Designers in all their types and roles – industrial designers, fashion designers, furniture designers, architects, landscape architects, interior designers, user experience designers, service designers, graphic designers, even engineers – all work to create the services, products and processes that the world engages with. Why? Because people have needs that are met through the creation of things. Designers are thus charged with the task of converting these needs into things that meet them and doing it in unique and novel ways that beat the competition. Designers are value creates. 

This system has incentivized many to come up with the desires before the products can fill them, but that’s an entirely different story to tell. Individually, we might want to stay connected to friends and colleagues so technology helps us do that, but collectively, we need to have a system of governance that keeps society in some sort of stable place. So, we iteratively design governments and legal systems with penalties for misbehavior.

Design thus operates on many levels to combine competing aspects, such as function, aesthetics, enjoyment, desirability, entertainment and control. The latter can be seen in many of the design decisions around shared communal artifacts, like street side seats or public buildings; there are often many aspects incorporated to deter certain types of people and engage others. The park bench is perfect for the office worker to sit for 30 minutes and each their lunch, but intentionally designed so that the homeless person can’t sleep on it or the skateboarding kid can’t grind her board against it. 

Design may be the output of imagination and creativity, but it forms the structures that create our societies as we know them.

The one unifying factor of design is that the driving force behind it is to create something that meets a defined or intended “need”. We define this as functionality, and everything that exists can be defined by its core function. If a product or service does not fulfill a clear functionality, then it doesn’t function, and it’s often seen as lacking value or being purely aesthetic. 

A chair with two legs that does not stand up is broken, a car without a drive shaft may look like a car but is unable to achieve the act of driving, a blunt knife or a bucket with a hole, a hat with no rim, a building without a front door — these are all pointless things as they don’t serve the core function that is needed for us to ascribe value and thus use them, desire them and keep them in our lives. Or more importantly, we may not part with money to own them. A government without a way of collecting money from its citizens may find that it is quickly unable to afford to pay for the services it intended to offer in exchange for votes, thus it is unable to function in terms of being elected or seen as governing. 

All designs can have unintended consequences, such as creating perverse incentives, spillover effects or externalities. These are often not conceived at the point of creation and are thus dealt with after the thing has come into existence and the feedbacks of interacting with the world can be seen.  

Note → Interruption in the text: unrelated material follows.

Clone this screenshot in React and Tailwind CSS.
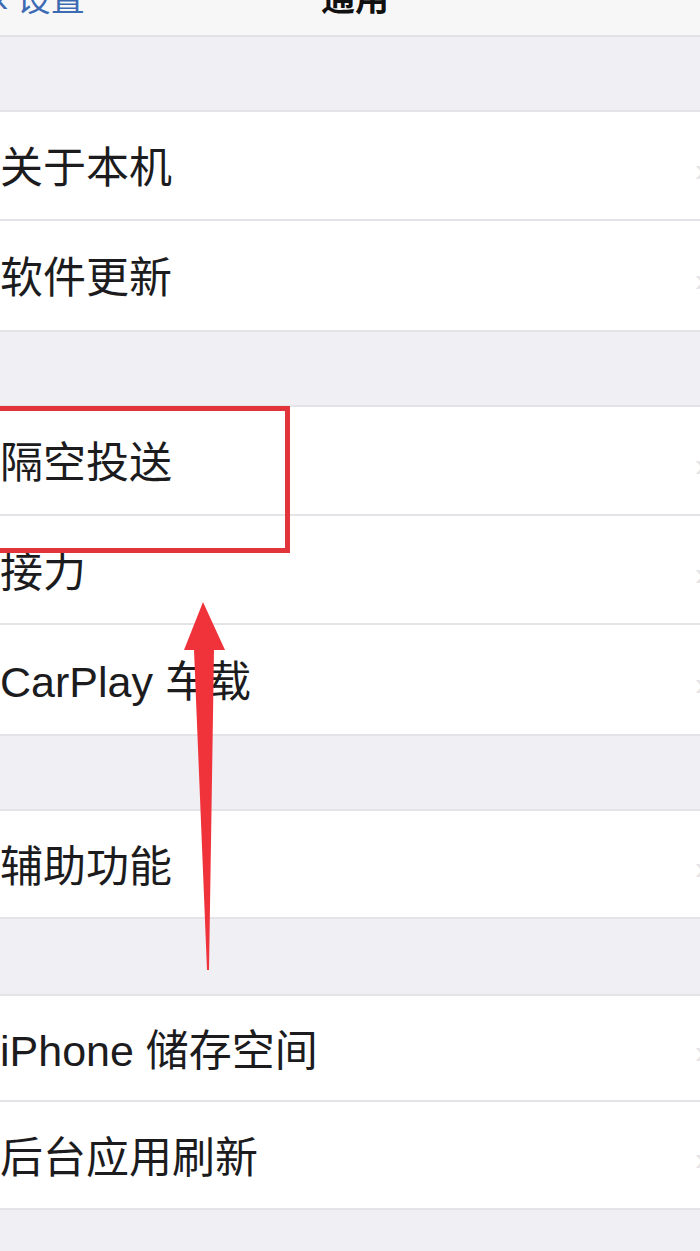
import React from 'react';

// Settings > General list, cropped screenshot with annotation

const groups = [
  { gap: 'h-[73px]', rowH: 'h-[109px]', rows: ['关于本机', '软件更新'] },
  { gap: 'h-[73px]', rowH: 'h-[109px]', rows: ['隔空投送', '接力', 'CarPlay 车载'] },
  { gap: 'h-[73px]', rowH: 'h-[106px]', rows: ['辅助功能'] },
  { gap: 'h-[75px]', rowH: 'h-[106px]', rows: ['iPhone 储存空间', '后台应用刷新'] },
];

function Row({ label, last, rowH }) {
  return (
    <div className={`${rowH} bg-white flex flex-col`}>
      <div className="flex-1 flex items-center justify-between pt-[6px]">
        <span className="text-[43px] leading-none text-[#1c1c1e]">{label}</span>
        <span className="text-[34px] leading-none text-[#e4e4e8] -mr-[6px]">›</span>
      </div>
      {!last && <div className="h-[2px] bg-[#e4e4e8]" />}
    </div>
  );
}

export default function App() {
  return (
    <div
      className="relative w-[700px] h-[1251px] overflow-hidden bg-[#efeff4]"
      style={{ fontFamily: '"Liberation Sans", "Noto Sans CJK SC", sans-serif' }}
    >
      {/* NAV BAR (top cropped) */}
      <div className="h-[37px] bg-[#f7f7f8] border-b-2 border-[#e2e2e6] overflow-hidden flex flex-col justify-end">
        <div className="h-[72px] shrink-0 grid grid-cols-3 items-center">
          <div className="flex items-center gap-2 text-[#3d6bb3] -ml-[4px]">
            <span className="text-[38px] leading-none">‹</span>
            <span className="text-[34px] leading-none">设置</span>
          </div>
          <div className="text-center pl-[10px] text-[34px] leading-none font-bold text-[#111]">通用</div>
          <div />
        </div>
      </div>

      {groups.map((g, gi) => (
        <div key={gi}>
          <div className={g.gap} />
          <div className="border-y-2 border-[#e4e4e8]">
            {g.rows.map((r, i) => (
              <Row key={r} label={r} rowH={g.rowH} last={i === g.rows.length - 1} />
            ))}
          </div>
        </div>
      ))}

      {/* red highlight box */}
      <div className="absolute left-[-10px] top-[406px] w-[300px] h-[147px] border-[5px] border-[#e2353b]" />

      {/* red arrow */}
      <svg className="absolute left-0 top-0" width="700" height="1251" viewBox="0 0 700 1251">
        <path d="M203 602 L225 650 L214 650 L209 970 L207 970 L194 650 L184 650 Z" fill="#f0333a" />
      </svg>
    </div>
  );
}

Design is therefore an all-encompassing human capacity that reaches beyond the known professions of industrial, fashion, graphic, user experience and interior design. There are also policy writers, researchers, scientists and administrative professionals who likewise employ design as a tool for enacting change. Absolutely everything that humans have conjured into being is, in some way. a designed artifact and thus, should be seen as a product of our constructed world. But perhaps the most important, unspoken thing about design is the fact that whatever we can make, we can redesign, which further opens up the opportunity for the idea us all being everyday citizen designers of the future. 

The way we each make choices, move through our cities, select food, and act on our consumption preferences all create a type of design outcome, as every action has impacts. 

By understanding the power of design, both as a profession and as an outcome of the choices we make in our daily lives, then we can gain the tools to redesign systems and unlock some of design’s potential to be an effective tool for enacting positive change. 

Many designers are none the wiser to the impact that they have; with short timelines and demanding briefs, it’s difficult to find the time to adequately assess the impact of any one or combined design choices they make. But this has to change. We need to foster within the design community a collective code of conduct, a set of standards and ethical guidelines to ensure that what we create is not just serving a system of exploitation and extraction, but instead creating greater value than is being taken. This is what circular systems design is all about!*

Thus, if we are to design the world that works better for all of us, then our perception of design, what it does to us overtly and covertly — that reductive idea has to change. Instead of it being a fruitless contributor to the world of luxury, business and entertainment, we can leverage design to be the incredibly powerful social influencer that it is by default, as it can make or break elections, control societies, create change and dictate the future. 

Contrary to all the design thinking rhetoric out there, ask any designer how they do what they do, and they will each give you a very different set of tools, processes and design practices that they use to get from a set brief to a solid outcome. Design thinking is one approach put forth by one set of designers who do a particular type of design work. There is nothing wrong with design thinking; it’s just that it’s not the defining process of design. There is no standardized design process, as design is an experiential act that requires many different tools. For example, an architect uses very different processes than a fashion designer or a UX designer. 

Design thinking can be done well and certainly serves a purpose, but it’s not the only type of design approach and should be like everything else: questioned for its integrity and viability to solve the more complex problems we collectively face. 

We can’t solve complex problems with simple solutions that don’t address the root cause of the issues within the system. We need depth of understanding and to embrace complexity. This is why applying systems thinking to any creative process is critical to coming up with solutions that fit within the complexity, rather than trying to design it away.